BTW, on music front, try pressing F1-F12 when using the Piano weapon in Hedgewars ☺

Anyway, while there's a lot of events, the main thing missing is external hooks. That'd be the thing we'd have to look into 'cause obv that's usually a non-desirable thing in a game script ☺

Anyway come by chat to discuss.

--
Oh, what the heck. 1PLXzL1CBUD1kdEWqMrwNUfGrGiirV1WpH <= tip a hedgewars dev

nemo
nemo's picture
User offline. Last seen 17 weeks 1 day ago. Offline
Joined: 2009-01-28
Posts: 1861

BTW, unc0rr also votes for making a patched version w/o lua protections. Smile

--
Oh, what the heck. 1PLXzL1CBUD1kdEWqMrwNUfGrGiirV1WpH <= tip a hedgewars dev

Wuzzy
Wuzzy's picture
User offline. Last seen 22 weeks 6 days ago.
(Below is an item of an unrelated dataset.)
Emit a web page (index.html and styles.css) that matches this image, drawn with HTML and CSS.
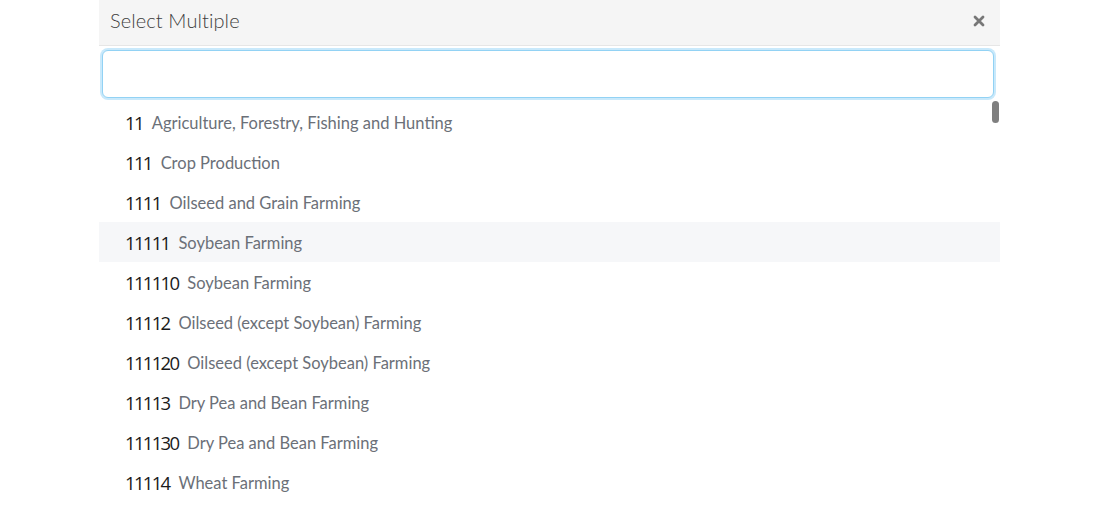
FILE: index.html
```html
<!DOCTYPE html>
<html>
<head>
<meta charset="utf-8">
<link rel="stylesheet" href="styles.css">
</head>
<body>
<div class="panel">
  <div class="header">
    <span class="title">Select Multiple</span>
    <svg class="close" width="12" height="12" viewBox="0 0 12 12"><path d="M2 2 L10 10 M10 2 L2 10" stroke="#777" stroke-width="2.8" stroke-linecap="round" fill="none"/></svg>
  </div>
  <div class="search"><input class="input" type="text"></div>
  <div class="list">
    <div class="item"><span class="code">11</span><span class="desc">Agriculture, Forestry, Fishing and Hunting</span></div>
    <div class="item"><span class="code">111</span><span class="desc">Crop Production</span></div>
    <div class="item"><span class="code">1111</span><span class="desc">Oilseed and Grain Farming</span></div>
    <div class="item hover"><span class="code">11111</span><span class="desc">Soybean Farming</span></div>
    <div class="item"><span class="code">111110</span><span class="desc">Soybean Farming</span></div>
    <div class="item"><span class="code">11112</span><span class="desc">Oilseed (except Soybean) Farming</span></div>
    <div class="item"><span class="code">111120</span><span class="desc">Oilseed (except Soybean) Farming</span></div>
    <div class="item"><span class="code">11113</span><span class="desc">Dry Pea and Bean Farming</span></div>
    <div class="item"><span class="code">111130</span><span class="desc">Dry Pea and Bean Farming</span></div>
    <div class="item"><span class="code">11114</span><span class="desc">Wheat Farming</span></div>
    <div class="scrollbar"></div>
  </div>
</div>
</body>
</html>
```
FILE: styles.css
```css
html, body {
  margin: 0;
  padding: 0;
  background: #fff;
  font-family: "Lato", "Open Sans", sans-serif;
  overflow: hidden;
}
.panel {
  width: 901px;
  margin-left: 99px;
  height: 506px;
  overflow: hidden;
}
.header {
  height: 45px;
  box-sizing: content-box;
  background: #f5f5f5;
  border-bottom: 1px solid #e6e6e6;
  display: flex;
  align-items: flex-start;
  justify-content: space-between;
  padding: 0 15px 0 11px;
}
.title {
  font-size: 20px;
  line-height: 20px;
  margin-top: 10px;
  color: #3f3f3f;
  font-weight: 300;
  letter-spacing: 0.1px;
}
.close {
  display: block;
  margin-top: 15px;
}
.search {
  padding: 4px 6px 0 3px;
}
.input {
  display: block;
  box-sizing: border-box;
  width: 100%;
  height: 48px;
  border: 1px solid #92d2f4;
  border-radius: 6px;
  box-shadow: 0 0 0 2px #c9e9fb;
  outline: none;
  background: #fff;
}
.list {
  position: relative;
  padding-top: 4px;
}
.item {
  height: 40px;
  display: flex;
  align-items: center;
  padding-left: 26px;
}
.item.hover {
  background: #f6f7f9;
}
.code {
  font-family: "Open Sans", sans-serif;
  font-size: 18.5px;
  letter-spacing: -1.7px;
  color: #1a1a1a;
  margin-right: 9px;
}
.desc {
  font-size: 16.5px;
  color: #6b7078;
  padding-top: 1px;
}
.scrollbar {
  position: absolute;
  right: 1px;
  top: 3px;
  width: 7px;
  height: 22px;
  background: #7f7f7f;
  border-radius: 4px;
}
```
Offline
Joined: 2012-06-20
Posts: 1304

Yeah, as said, this would require major changes to the engine and also definitely is not what the game is about. So you will be (mostly) on your own, sorry.

Quote:
The main issue is, making time to write the audio code is challenging enough, so I'd really like to be able to focus on that part, and then slap it onto a game component that others have already put the effort into. Realistically I'd not have time to maintain a fork. I'm not wedded to any one game, so if you have alternative suggestions that might be a better fit, that'd be great.

Maybe take a look at Minetest, this is a game engine that is built to support mods, has a very extensive Lua API (far more extensive than Hedgewars'), and there is a very active modding community. Just talk to the forums, read the wikis or talk in the IRC to get started.

Hedgewars is just not built for major changes like that. It's still a game, after all.